According to the East Timor government, Mr Coleman indicated during those talks that an onshore plant was not off the table, as it was during the Voelte era.
”In the meeting with Mr Coleman, Secretary of State Pires reaffirmed Timor-Leste’s position. Mr Coleman expressed his willingness to reassess the position with joint venture partners,” it said.
The apparent willingness to reconsider an onshore processing plant comes less than two months after Mr Coleman indicated the company would not even discuss a deviation from the floating option.
”It’s too early for us to move away, or even have discussions around a different development concept for Sunrise,” Mr Coleman said on August 17.
”We really do believe we have the right development concept.”
While a floating platform remains Woodside’s preferred option, the company did not deny it had offered to reconsider the onshore option during the recent talks with East Timor.
”Woodside recently held good meetings with the Timor-Leste Government and we are focused on finding a solution to develop Greater Sunrise,” said a spokeswoman for the company.

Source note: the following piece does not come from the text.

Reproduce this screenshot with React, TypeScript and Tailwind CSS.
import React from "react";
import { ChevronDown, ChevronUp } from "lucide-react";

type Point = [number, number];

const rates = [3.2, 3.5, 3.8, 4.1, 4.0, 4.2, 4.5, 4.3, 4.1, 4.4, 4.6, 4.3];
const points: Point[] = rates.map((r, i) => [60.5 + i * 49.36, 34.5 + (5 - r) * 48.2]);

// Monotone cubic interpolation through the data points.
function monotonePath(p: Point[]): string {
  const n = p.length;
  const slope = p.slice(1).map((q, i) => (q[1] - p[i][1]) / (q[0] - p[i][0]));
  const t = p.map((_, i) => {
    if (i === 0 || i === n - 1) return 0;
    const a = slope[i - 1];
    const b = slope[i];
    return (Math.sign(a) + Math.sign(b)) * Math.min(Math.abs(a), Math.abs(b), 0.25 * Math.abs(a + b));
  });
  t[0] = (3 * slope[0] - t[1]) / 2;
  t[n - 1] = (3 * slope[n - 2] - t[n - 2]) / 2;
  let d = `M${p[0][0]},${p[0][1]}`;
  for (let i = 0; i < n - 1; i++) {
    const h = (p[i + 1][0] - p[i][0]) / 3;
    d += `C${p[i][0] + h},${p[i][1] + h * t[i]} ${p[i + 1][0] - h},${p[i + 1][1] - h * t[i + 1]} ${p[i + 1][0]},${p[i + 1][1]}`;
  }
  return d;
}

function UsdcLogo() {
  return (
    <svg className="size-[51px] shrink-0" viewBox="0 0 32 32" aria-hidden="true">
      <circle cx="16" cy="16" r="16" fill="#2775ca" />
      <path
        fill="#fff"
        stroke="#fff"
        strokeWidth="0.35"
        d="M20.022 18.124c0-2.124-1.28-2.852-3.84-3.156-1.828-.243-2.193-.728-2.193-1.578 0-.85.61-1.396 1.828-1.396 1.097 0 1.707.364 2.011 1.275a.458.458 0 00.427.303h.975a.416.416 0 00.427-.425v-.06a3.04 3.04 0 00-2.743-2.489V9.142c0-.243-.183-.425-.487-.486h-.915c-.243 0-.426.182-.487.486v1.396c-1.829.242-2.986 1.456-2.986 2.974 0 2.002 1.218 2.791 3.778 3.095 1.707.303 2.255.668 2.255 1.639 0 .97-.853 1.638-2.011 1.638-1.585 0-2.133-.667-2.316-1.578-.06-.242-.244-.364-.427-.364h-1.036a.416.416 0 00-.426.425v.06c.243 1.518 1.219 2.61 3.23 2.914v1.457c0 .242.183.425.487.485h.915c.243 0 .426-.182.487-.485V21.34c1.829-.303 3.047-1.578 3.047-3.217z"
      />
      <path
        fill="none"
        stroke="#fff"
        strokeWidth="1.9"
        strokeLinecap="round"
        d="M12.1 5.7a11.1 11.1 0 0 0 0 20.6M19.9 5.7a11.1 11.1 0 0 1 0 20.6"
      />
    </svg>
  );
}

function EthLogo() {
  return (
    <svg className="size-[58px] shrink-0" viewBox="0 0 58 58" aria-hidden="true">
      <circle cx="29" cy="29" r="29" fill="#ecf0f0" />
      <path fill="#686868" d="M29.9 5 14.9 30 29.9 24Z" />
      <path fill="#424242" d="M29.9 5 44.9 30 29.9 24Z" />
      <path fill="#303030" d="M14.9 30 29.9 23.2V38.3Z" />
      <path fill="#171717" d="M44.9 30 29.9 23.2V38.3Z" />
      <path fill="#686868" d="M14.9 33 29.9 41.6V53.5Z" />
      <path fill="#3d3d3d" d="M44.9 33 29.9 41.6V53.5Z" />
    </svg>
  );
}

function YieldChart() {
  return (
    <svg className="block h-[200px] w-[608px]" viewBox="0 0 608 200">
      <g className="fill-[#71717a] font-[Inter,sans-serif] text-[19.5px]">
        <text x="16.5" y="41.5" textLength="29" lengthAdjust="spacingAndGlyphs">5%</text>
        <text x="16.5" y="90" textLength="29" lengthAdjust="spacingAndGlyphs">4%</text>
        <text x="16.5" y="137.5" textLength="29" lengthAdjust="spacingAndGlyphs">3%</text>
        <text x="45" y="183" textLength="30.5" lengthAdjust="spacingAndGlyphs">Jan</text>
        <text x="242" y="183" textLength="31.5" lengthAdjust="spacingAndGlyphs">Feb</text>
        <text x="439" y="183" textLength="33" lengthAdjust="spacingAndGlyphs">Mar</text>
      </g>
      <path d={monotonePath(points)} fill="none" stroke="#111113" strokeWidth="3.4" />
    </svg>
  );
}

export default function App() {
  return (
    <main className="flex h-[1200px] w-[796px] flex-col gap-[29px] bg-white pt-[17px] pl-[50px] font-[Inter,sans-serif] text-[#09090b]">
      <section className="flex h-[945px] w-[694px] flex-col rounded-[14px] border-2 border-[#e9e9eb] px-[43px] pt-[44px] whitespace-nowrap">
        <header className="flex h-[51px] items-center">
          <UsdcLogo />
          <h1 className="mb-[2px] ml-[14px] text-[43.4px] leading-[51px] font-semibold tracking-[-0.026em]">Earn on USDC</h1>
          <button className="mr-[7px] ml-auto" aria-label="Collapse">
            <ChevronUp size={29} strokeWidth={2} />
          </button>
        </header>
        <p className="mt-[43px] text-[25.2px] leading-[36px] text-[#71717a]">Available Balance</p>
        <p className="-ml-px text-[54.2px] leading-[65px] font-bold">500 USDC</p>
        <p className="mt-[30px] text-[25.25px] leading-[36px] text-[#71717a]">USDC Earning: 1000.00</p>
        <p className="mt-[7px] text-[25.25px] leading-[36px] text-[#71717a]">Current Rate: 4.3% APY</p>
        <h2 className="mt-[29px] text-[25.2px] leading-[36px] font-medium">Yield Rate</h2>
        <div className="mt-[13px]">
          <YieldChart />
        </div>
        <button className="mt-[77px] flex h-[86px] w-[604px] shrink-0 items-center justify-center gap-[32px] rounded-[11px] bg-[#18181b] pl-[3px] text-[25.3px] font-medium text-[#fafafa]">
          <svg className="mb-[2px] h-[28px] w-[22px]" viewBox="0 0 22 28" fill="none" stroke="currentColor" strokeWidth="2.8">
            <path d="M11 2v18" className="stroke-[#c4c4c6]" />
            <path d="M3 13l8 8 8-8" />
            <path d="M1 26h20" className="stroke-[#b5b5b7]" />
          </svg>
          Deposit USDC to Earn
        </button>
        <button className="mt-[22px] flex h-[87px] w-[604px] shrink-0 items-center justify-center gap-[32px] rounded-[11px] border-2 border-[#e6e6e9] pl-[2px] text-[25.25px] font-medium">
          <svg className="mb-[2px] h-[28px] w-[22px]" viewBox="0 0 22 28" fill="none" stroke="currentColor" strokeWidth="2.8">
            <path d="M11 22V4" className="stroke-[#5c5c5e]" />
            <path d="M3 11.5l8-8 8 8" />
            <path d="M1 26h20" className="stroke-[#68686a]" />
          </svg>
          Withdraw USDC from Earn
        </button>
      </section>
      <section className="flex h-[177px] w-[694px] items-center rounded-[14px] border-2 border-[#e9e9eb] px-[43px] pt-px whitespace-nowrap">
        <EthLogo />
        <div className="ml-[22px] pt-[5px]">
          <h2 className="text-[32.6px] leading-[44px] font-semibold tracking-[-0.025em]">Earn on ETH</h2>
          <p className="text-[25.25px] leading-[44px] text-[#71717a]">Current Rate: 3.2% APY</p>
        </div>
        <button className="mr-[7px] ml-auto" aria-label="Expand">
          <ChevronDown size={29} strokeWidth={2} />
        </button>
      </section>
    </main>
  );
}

”All parties involved with Greater Sunrise, including both governments and the joint venture, are aligned in their desire to see this resource developed.”
While Mr Coleman’s more diplomatic approach to negotiations appears to have brought the parties closer together, recent comments by East Timor’s President Jose Ramos-Horta suggest a final agreement is still a way off. ”The difference of opinion between us and the consortium remains, and on our side we’re extremely worried about the risks of [the floating option] and the cost,” he said on September 22.
But Mr Ramos-Horta added that Mr Coleman had left a ”very positive” impression, and had negotiated without ”arrogance or dogma”.
Despite Woodside being the operator and biggest stakeholder in the Greater Sunrise project, responsibility for striking an agreement rests with the Australian and East Timorese governments under treaties struck to develop the gas fields that straddle the two nations’ borders.
Woodside’s minority partners in the joint venture include Royal Dutch Shell, ConocoPhillips and Osaka Gas, and the fields are estimated to contain 5.1 trillion cubic feet of liquefied natural gas and 226 million barrels of condensate.